Л. Толстой с неподражаемым искусством пользуется этою обратною связью внешнего и внутреннего. По тому закону всеобщего, даже механического сочувствия, который заставляет неподвижную, напряженную струну дрожать в ответ соседней звенящей струне, по закону бессознательного подражания, который при виде плачущего или смеющегося возбуждает и в нас желание плакать или смеяться, — мы испытываем, при чтении подобных описаний, в нервах и мускулах, управляющих выразительными движениями нашего собственного тела, начало тех движений, которые описывает художник в наружности своих действующих лиц; и, посредством этого сочувственного опыта, невольно совершающегося в нашем собственном теле, то есть по самому верному, прямому и краткому пути, входим в их внутренний мир, начинаем жить с ними, жить в них.
Когда мы узнаем, что Иван Ильич три дня кричал от боли: «У! Уу!
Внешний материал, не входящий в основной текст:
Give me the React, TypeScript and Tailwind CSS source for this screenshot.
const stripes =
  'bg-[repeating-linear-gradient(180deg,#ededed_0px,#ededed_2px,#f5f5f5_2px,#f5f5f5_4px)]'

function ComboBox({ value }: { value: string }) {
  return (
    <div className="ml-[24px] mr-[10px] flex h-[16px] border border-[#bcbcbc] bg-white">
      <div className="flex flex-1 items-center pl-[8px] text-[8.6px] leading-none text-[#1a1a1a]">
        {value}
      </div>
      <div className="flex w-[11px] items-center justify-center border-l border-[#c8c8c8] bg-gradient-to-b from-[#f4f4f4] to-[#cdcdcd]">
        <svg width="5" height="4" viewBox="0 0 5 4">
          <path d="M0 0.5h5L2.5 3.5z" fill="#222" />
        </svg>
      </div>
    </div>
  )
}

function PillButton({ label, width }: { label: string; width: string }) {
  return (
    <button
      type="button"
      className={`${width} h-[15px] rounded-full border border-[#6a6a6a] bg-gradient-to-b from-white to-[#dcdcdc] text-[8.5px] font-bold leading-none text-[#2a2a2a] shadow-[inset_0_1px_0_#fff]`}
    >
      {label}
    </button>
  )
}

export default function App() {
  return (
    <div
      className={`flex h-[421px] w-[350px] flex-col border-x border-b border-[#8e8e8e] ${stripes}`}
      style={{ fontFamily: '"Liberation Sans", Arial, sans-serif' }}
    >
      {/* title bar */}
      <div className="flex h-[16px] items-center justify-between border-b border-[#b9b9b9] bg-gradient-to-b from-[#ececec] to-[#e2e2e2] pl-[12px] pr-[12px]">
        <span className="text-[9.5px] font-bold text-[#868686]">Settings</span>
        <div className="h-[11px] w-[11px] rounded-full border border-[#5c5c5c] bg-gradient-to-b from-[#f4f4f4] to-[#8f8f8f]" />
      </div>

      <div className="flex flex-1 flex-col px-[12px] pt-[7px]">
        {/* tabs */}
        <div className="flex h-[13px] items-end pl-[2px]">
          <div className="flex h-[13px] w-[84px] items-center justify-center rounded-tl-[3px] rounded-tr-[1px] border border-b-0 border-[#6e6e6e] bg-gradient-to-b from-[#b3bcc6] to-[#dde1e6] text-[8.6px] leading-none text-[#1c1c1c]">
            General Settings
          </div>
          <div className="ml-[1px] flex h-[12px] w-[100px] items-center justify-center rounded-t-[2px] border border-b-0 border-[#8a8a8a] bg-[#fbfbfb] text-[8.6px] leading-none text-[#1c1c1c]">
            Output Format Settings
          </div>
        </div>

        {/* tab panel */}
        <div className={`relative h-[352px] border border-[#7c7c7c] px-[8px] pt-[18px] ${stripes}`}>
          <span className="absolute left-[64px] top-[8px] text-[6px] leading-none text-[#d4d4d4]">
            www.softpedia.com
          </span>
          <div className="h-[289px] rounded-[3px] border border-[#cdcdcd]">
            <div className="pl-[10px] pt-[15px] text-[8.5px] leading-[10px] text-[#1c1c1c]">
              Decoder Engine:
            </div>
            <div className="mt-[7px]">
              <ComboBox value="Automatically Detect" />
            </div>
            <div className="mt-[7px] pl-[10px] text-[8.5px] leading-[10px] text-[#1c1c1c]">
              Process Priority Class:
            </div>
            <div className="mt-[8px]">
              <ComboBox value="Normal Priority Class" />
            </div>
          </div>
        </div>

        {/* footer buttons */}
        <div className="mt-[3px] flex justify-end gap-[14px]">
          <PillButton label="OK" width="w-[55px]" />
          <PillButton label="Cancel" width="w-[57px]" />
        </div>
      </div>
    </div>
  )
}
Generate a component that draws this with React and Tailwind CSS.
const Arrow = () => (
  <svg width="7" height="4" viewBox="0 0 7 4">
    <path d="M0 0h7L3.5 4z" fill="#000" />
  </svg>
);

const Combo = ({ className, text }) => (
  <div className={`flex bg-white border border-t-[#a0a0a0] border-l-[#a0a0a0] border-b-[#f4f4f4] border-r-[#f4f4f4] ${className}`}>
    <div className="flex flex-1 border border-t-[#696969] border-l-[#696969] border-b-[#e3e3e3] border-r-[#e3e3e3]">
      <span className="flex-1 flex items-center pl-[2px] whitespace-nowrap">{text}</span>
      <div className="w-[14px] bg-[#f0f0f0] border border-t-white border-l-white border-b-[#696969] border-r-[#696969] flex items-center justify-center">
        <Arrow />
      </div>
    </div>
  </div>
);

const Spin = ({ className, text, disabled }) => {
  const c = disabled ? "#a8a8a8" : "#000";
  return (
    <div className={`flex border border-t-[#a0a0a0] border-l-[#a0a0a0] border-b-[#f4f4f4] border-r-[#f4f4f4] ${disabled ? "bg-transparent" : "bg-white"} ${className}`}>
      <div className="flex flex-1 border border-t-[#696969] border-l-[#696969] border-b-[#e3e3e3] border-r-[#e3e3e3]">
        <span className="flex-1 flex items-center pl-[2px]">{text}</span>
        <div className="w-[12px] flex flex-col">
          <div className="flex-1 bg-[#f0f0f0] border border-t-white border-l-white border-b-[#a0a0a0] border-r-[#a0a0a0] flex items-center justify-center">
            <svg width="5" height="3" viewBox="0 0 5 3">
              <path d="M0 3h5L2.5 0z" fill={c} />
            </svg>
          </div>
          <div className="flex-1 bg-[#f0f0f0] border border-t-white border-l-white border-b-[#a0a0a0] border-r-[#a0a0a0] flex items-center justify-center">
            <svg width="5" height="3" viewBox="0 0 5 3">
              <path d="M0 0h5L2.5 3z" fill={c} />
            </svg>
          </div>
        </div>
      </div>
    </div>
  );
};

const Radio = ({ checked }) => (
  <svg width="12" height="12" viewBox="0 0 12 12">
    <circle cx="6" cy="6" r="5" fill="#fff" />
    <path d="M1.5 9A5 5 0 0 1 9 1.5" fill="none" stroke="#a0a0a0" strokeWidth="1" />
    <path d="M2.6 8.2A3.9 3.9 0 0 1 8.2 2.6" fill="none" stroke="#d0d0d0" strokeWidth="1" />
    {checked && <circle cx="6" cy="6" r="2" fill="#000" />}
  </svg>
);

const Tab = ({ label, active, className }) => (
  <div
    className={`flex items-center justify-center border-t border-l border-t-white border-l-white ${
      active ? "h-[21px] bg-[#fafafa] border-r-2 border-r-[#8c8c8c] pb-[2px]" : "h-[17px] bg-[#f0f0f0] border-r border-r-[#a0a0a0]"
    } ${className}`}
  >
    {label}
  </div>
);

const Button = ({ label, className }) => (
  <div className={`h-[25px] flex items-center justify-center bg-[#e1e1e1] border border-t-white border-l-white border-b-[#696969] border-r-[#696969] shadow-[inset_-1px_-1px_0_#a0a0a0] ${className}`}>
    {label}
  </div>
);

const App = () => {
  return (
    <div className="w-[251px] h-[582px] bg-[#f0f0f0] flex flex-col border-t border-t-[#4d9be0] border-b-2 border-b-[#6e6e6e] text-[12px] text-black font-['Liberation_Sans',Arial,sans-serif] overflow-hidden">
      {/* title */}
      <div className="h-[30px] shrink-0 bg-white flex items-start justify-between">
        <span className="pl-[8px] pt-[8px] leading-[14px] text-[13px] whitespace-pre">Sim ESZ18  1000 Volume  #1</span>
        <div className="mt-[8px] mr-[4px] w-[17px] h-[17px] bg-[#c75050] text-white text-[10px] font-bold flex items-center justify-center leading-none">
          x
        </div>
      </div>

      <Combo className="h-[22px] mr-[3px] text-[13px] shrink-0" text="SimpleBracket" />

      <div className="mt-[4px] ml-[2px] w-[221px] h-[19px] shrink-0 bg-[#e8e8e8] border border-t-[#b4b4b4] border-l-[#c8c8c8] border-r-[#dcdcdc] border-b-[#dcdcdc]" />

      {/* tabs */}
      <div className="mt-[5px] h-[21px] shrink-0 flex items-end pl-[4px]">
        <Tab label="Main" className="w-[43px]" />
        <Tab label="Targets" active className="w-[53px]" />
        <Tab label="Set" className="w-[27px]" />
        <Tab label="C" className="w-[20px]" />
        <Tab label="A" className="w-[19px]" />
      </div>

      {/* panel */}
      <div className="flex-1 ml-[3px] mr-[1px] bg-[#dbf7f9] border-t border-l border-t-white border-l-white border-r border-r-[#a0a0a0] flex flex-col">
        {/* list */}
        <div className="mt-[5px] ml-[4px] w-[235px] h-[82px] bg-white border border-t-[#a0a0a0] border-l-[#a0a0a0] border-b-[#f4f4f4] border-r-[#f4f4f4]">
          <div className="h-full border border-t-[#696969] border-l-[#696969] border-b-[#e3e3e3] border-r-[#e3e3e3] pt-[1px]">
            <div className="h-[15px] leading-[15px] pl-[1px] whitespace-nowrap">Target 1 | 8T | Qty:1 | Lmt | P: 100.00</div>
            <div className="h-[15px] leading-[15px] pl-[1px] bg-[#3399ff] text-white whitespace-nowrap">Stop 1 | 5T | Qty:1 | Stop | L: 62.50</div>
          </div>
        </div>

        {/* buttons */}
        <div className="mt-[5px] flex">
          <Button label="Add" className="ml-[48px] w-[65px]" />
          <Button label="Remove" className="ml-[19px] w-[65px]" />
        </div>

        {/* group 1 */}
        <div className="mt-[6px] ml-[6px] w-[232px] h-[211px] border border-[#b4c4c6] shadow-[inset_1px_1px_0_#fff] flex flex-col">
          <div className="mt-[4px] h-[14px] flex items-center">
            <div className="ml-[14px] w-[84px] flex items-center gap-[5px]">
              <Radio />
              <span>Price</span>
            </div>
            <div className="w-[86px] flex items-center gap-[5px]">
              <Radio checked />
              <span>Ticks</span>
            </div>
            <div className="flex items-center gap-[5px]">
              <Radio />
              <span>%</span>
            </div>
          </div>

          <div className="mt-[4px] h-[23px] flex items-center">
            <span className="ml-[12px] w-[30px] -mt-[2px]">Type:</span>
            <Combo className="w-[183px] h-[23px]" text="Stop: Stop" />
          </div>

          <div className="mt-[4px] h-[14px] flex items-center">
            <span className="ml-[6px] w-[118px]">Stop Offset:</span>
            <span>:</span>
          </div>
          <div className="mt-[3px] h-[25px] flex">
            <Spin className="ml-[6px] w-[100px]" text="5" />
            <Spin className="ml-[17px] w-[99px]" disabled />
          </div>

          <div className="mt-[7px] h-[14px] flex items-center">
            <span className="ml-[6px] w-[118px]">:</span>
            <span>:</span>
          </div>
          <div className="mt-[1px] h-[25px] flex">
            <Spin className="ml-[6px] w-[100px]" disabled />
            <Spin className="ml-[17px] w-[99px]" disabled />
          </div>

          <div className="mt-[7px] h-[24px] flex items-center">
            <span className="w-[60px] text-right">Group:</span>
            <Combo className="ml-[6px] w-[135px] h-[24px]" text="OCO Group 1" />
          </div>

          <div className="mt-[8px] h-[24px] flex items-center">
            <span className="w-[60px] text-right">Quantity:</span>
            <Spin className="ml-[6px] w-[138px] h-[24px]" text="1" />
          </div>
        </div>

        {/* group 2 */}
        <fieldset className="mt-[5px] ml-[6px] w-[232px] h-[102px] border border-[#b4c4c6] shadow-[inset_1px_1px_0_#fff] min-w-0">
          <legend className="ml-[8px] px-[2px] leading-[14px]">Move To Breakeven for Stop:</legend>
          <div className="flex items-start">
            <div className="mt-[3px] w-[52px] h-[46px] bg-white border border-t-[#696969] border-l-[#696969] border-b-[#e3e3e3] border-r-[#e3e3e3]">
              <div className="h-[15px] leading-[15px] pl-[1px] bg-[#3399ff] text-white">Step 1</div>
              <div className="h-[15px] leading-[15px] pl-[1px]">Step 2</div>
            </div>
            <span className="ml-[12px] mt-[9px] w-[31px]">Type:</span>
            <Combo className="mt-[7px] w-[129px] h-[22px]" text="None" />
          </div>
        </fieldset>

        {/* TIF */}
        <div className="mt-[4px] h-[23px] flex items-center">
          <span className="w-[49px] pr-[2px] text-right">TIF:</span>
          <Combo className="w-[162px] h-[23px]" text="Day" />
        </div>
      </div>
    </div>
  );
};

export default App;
У!» потому что, начав кричать: «Не хочу!», продолжал на букву «у», нам легко не только представить себе, но и самим испробовать этот ужасный переход от человеческого слова к бессмысленному животному крику, и не только мыслью, воображением, но и опытом нашей телесной чувствительности, постоянно ощущаемой нами в нашем теле готовности страдать, — измерить ту степень боли, которая и нас могла бы заставить кричать этим страшным, бессмысленным криком «на y». Неподвижная струна отвечает звенящей струне. Душа читателя через тело его, животно и непроизвольно подражающее телу описываемых героев, проникает в их душу, как бы перевоплощается.